Caud Essebsi, qui a servi sous le premier président de la Tunisie, Habib Bourguiba, à la tête du répressif ministère de l’Intérieur du pays, et en tant que président du parlement sous Zine el-Abidine Ben Ali, est arrivé au pouvoir suite aux élections présidentielles tenues fin 2014. Il a capitalisé sur une vague de frustration populaire due aux échecs des islamistes qui gouvernaient alors le pays et aux crises économique et sécuritaire en cours. Mais « son gouvernement a été critiqué par les militants et les défenseurs des droits de l’homme qui l’accusent de sévir contre tout le monde, de perpétuer les violences policières, et d’absoudre les anciens responsables du régime ».
Une loi anti-terroriste adoptée sous la houlette de Caïd Essebsi accorde aux forces de sécurité de vastes pouvoirs de surveillance, étend la détention sans procès pour les suspects de terrorisme, et permet aux tribunaux de tenir des audiences à huis clos. En outre, il a présenté au Parlement un projet loi sur la réconciliation blanchissant les fonctionnaires et les hommes d’affaires qui ont commis des crimes financiers sous le régime Ben Ali.
Malgré les signaux d’avertissement, les États-Unis ont salué la Tunisie, désignant la Tunisie pays allié majeur non membre de l’OTAN, ce qui se traduit par une plus grande aide en matière de défense et par l’examen et l’approbation plus rapides du financement militaire.
Lorsqu’on lui a demandé si le flux croissant de matériel militaire vendu ou offert à la Tunisie pourrait être utilisé à des fins de répression interne, un responsable du département d’État américain a répondu dans un courriel que « lorsque l’Administration américaine a eu connaissance de rapports sur des abus, nous avons exhorté le gouvernement à s’en saisir. Nous croyons également que les Tunisiens réalisent que la réponse aux préoccupations soulevées, le respect des droits de l’Homme, et l’adhésion à la primauté du droit sont essentielles pour le maintien des acquis démocratiques durement acquis. L’amélioration de la reddition de comptes chez les services de sécurité et la promotion de l’État de droit sont importantes à cet égard. »

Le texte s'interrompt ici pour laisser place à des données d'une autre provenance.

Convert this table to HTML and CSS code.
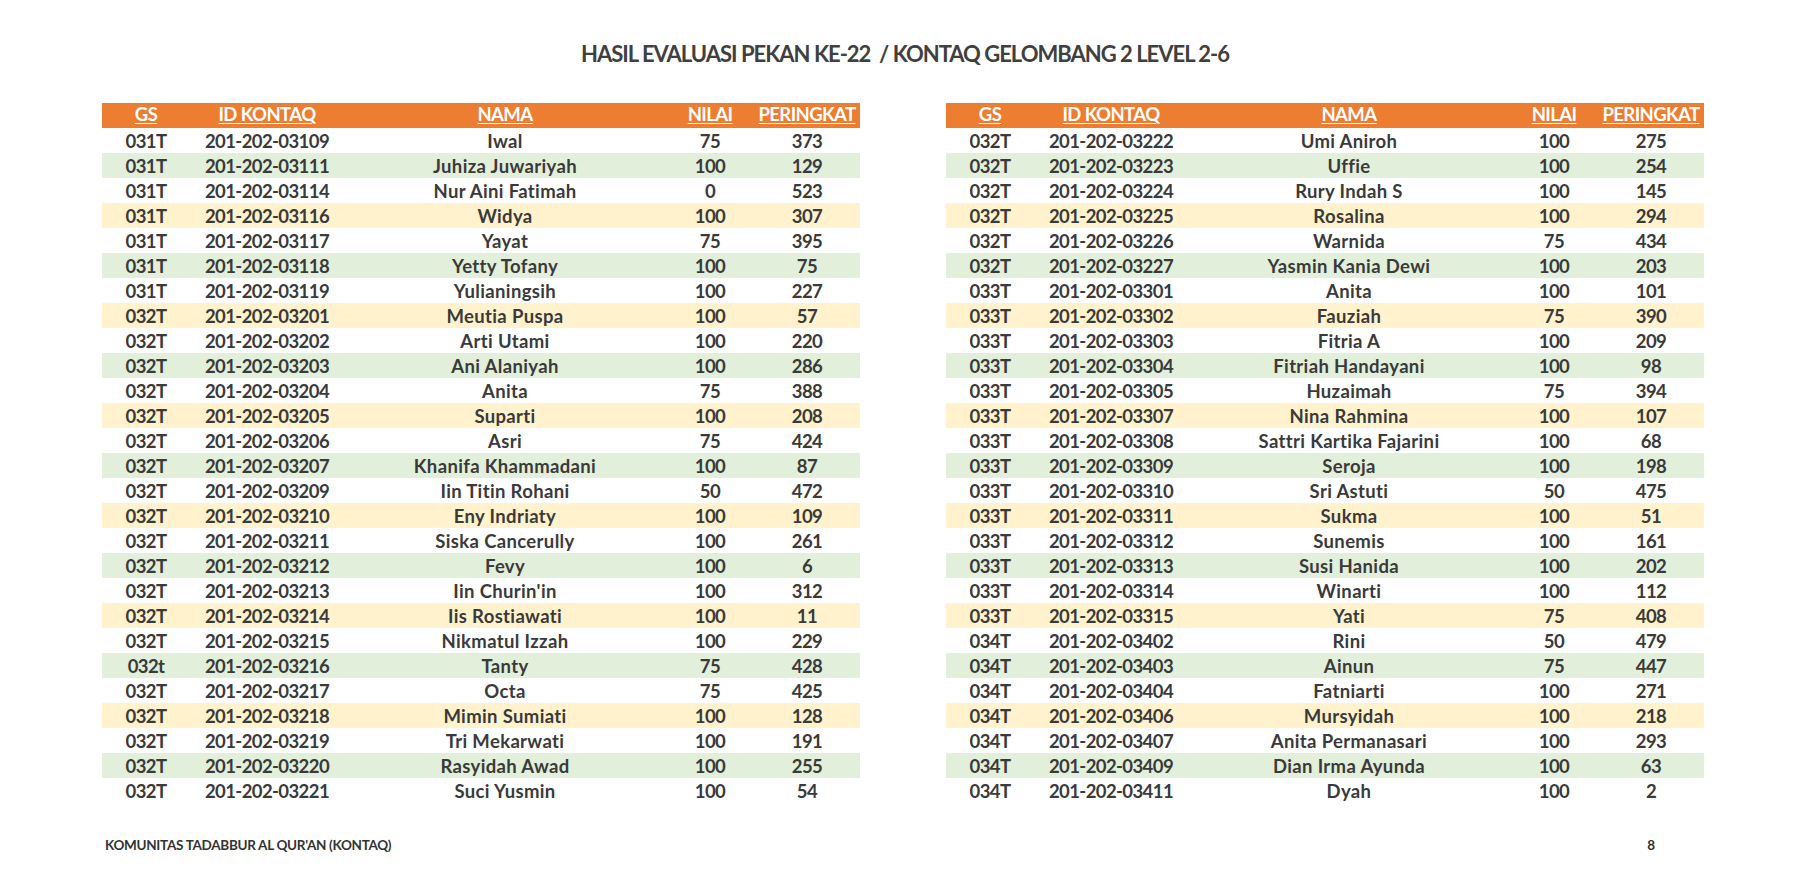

Interrogé pourquoi le Département d’État continuerait à accorder de l’aide militaire à la Tunisie en dépit des allégations de mauvais traitements, le haut fonctionnaire a écrit : « Bien que je tienne à éviter de m’engager sur des conjectures et hypothèses, je note, en général, que nous considérons une grande variété de facteurs chaque fois que nous évaluons notre aide étrangère à d’autres pays. »
La sécurité avant la démocratie
Le gouvernement tunisien, cependant, peut accorder la priorité à la sécurité au détriment de la démocratie. Le budget du ministère de la Défense a été renforcé plus rapidement que tout autre entre 2011 et 2016, enregistrant une croissance de 21 % par an en moyenne. Une loi de finances complémentaire adoptée en juillet ici en 2015, suite à l’attentat de Sousse, a augmenté le budget de la Défense de plus de 153 millions $. Bien qu’il puisse s’agir d’un montant dérisoire au regard des dépenses budgétaires aux États-Unis, le chiffre représente environ 7,3 % de l’ensemble du budget du ministère de la Défense pour 2016.
Y a-t-il un bureau de Lockheed en Tunisie ?
Avec l’augmentation des dépenses de défense, les achats militaires et la dépendance vis-à-vis des armes américaines semblent en passe de devenir une tendance. Il semble que les industriels de la défense sont déjà en lice. Lockheed Martin a ouvert un bureau, « Lockheed Martin Global, Inc. – Succursale de Tunisie », selon le Registre de Commerce de l’Institut national de la normalisation et de la propriété industrielle, un organisme public dont la mission est « d’entreprendre toute action relative à la normalisation, la qualité des produits et services, ainsi que la protection de la propriété industrielle ».